Abstract

Homosexuality has historically been constructed as an issue within Ireland and the Irish diaspora for centuries. However, the academic investigation of homosexuality and, consequently, homophobia’s roles in Irish history have been sparsely studied. This essay seeks to examine homosexuality in the Irish diaspora. Specifically, it investigates how heterosexuality necessarily came to be closely associated with the growing Irish nationalist movement in late nineteenth and early twentieth-century England. Through the analysis of Oscar Wilde’s court cases as well as the impact of the publishing of Roger Casement’s personal diary entries, it is evident that homosexuality was constructed as a controversial issue in the Irish diaspora during times of instability in Ireland.

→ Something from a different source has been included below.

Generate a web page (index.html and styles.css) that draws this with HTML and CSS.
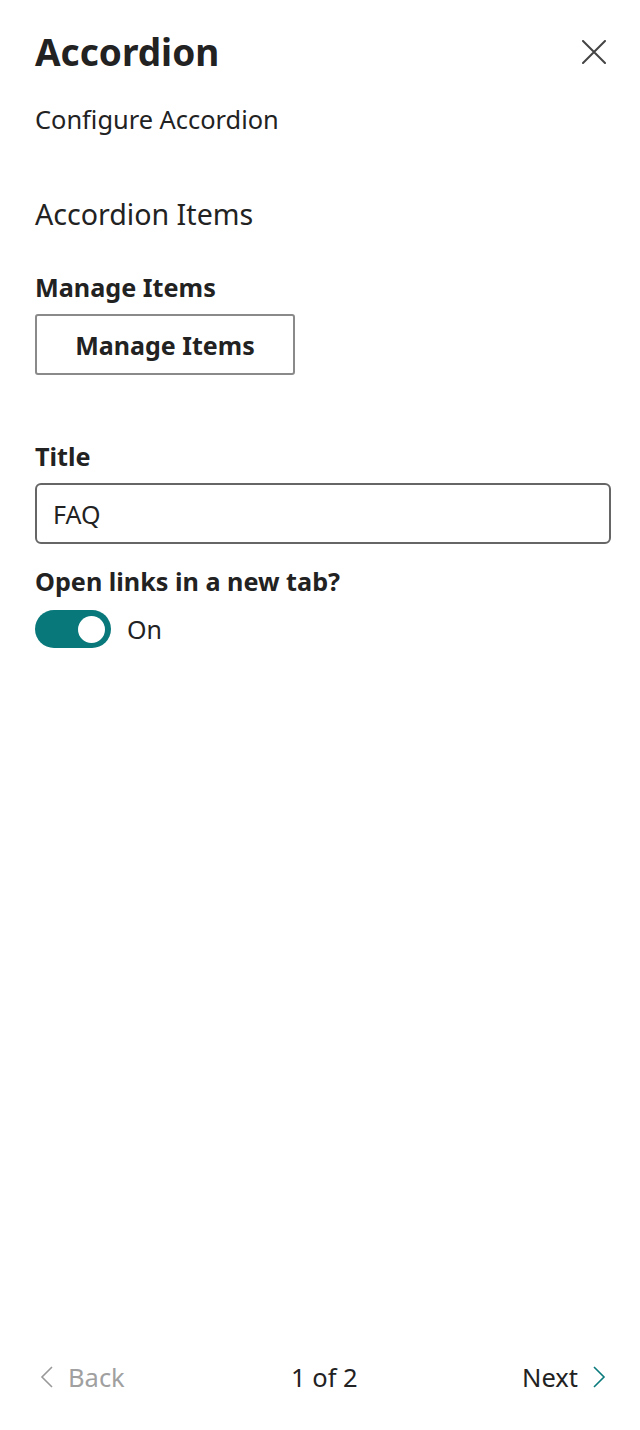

Because homosexuality threatened the sanctity of Irish nationhood by existing outside of outlined social norms, instances of publicized homosexuality amid elite Irish men living within the Irish diaspora were largely looked down upon in order to preserve traditional notions of ‘Irishness’. This investigation concluded that familism’s rise in Ireland and throughout the Irish diaspora in response to Britain’s encroaching colonial intervention in the country determined that homosexuality served no purpose to the nationalistic cause, thus leading to its construction as an inherently anti-Irish characteristic among Irish men.